## Stated exercise:
Copy out each line that mentions the word "Emit".

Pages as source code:
..............................
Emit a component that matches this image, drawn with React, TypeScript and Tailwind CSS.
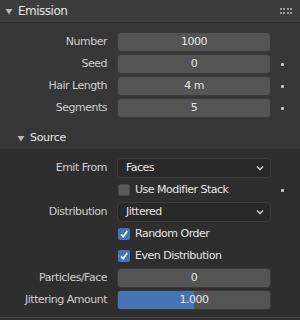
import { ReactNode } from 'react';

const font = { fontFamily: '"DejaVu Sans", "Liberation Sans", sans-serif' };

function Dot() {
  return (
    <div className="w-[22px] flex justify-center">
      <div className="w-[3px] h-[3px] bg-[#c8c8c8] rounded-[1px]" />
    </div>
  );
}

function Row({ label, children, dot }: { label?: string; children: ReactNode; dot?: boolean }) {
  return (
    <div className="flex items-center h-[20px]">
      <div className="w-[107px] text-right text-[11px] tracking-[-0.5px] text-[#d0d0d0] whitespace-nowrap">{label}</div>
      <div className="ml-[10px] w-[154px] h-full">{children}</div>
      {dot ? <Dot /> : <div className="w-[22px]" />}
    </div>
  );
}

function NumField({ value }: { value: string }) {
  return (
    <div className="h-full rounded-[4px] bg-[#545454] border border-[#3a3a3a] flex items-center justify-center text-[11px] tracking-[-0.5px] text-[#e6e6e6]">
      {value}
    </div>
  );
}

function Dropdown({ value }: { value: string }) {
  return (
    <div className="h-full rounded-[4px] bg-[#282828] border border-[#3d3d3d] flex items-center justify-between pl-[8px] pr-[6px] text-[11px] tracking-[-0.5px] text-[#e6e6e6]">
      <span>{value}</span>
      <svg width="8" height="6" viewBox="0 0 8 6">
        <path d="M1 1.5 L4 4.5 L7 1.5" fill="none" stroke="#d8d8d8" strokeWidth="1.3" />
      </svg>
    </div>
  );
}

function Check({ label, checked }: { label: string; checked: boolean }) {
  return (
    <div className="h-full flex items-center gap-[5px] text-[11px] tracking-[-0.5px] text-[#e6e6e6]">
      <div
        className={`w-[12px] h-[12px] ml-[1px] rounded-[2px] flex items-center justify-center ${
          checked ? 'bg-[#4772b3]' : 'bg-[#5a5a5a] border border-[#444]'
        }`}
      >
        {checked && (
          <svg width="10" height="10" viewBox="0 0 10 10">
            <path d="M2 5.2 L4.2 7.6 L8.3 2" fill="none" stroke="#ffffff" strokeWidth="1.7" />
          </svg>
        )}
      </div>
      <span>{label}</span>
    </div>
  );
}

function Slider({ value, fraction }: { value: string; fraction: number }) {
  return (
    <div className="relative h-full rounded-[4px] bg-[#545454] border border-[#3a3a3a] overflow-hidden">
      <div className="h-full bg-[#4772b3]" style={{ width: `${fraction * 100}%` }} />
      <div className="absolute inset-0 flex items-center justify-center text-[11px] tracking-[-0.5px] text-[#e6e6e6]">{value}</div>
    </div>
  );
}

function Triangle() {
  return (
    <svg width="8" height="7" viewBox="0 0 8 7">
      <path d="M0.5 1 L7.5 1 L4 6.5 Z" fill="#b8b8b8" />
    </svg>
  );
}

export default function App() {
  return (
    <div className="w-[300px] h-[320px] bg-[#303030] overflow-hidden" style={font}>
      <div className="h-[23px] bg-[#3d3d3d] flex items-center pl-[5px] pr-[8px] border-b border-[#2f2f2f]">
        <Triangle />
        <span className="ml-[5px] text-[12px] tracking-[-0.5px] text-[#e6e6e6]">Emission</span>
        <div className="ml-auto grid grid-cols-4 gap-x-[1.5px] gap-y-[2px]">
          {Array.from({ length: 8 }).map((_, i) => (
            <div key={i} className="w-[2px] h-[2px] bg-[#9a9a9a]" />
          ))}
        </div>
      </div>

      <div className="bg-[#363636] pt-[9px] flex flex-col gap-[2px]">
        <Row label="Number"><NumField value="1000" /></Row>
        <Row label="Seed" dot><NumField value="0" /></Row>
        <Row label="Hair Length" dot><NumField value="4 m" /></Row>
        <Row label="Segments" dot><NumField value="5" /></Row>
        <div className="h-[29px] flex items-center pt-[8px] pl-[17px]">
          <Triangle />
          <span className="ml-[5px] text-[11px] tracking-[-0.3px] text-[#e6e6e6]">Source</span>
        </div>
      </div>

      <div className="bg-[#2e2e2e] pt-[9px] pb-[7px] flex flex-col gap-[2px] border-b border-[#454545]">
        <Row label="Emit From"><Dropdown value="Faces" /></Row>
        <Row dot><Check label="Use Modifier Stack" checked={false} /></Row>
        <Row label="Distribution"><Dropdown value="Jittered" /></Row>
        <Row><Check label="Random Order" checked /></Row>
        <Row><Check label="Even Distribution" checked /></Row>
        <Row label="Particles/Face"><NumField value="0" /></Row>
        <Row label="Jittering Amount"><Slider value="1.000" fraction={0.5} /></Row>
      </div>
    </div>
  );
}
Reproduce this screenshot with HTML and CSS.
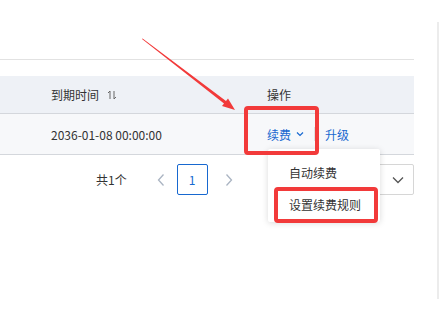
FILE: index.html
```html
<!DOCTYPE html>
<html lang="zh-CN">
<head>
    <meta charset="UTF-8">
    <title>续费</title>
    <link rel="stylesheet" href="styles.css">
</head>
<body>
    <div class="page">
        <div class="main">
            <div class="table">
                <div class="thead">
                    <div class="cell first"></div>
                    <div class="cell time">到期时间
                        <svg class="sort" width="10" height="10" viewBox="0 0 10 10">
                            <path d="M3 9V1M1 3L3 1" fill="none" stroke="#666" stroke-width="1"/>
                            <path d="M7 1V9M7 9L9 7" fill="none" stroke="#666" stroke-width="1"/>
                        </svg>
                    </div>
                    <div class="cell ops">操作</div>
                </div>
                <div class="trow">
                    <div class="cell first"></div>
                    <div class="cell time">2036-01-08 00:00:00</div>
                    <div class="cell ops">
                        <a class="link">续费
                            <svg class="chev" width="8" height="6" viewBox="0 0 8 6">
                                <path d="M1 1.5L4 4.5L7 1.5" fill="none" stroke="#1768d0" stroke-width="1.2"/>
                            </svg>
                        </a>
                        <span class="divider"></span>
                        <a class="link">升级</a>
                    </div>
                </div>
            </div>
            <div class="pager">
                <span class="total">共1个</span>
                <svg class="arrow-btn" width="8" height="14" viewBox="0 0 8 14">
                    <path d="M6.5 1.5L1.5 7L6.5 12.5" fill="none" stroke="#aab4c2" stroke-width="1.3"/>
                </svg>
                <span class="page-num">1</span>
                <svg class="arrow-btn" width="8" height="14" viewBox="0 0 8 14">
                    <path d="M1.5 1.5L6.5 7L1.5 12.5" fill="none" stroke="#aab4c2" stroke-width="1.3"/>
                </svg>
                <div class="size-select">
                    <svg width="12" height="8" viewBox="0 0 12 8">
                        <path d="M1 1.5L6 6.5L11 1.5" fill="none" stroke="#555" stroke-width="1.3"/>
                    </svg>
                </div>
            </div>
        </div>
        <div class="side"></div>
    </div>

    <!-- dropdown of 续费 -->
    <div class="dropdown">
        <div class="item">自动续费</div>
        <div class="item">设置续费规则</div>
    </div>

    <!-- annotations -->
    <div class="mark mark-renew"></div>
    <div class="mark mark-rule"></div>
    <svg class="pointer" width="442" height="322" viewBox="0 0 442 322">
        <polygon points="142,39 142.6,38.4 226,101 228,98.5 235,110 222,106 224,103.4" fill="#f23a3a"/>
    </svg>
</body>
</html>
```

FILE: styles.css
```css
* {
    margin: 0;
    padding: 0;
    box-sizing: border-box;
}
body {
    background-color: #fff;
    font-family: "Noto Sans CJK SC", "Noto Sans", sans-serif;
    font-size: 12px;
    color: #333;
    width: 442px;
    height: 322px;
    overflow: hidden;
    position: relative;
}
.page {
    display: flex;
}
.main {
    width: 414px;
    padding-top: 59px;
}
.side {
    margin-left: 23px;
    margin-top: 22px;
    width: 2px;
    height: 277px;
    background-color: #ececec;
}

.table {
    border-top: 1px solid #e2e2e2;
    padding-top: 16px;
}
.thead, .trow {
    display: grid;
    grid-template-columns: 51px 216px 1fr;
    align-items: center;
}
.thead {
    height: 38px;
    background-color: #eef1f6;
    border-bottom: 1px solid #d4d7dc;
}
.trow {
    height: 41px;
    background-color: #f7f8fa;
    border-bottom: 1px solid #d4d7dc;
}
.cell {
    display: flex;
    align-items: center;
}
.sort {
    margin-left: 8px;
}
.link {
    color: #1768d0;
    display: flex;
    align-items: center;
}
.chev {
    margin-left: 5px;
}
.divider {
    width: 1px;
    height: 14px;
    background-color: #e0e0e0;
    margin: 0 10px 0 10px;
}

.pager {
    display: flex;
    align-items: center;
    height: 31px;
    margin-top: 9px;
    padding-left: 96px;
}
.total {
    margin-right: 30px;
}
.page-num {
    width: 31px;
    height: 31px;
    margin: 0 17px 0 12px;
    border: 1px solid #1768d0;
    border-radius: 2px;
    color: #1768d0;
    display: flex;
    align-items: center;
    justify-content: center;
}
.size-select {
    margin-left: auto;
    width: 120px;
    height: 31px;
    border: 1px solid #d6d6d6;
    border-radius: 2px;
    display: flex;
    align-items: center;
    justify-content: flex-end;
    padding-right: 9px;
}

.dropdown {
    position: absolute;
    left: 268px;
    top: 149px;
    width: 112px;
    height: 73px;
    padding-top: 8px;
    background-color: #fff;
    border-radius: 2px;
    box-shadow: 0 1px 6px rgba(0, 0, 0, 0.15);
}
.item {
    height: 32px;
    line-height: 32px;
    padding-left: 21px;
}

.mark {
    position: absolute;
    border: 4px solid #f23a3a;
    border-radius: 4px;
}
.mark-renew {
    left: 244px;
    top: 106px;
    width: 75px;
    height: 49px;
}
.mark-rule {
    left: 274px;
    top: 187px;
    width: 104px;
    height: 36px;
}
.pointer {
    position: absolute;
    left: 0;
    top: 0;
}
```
..............................
## Result below:
Emit a component that matches this image, drawn with React, TypeScript and Tailwind CSS.
        <Row label="Emit From"><Dropdown value="Faces" /></Row>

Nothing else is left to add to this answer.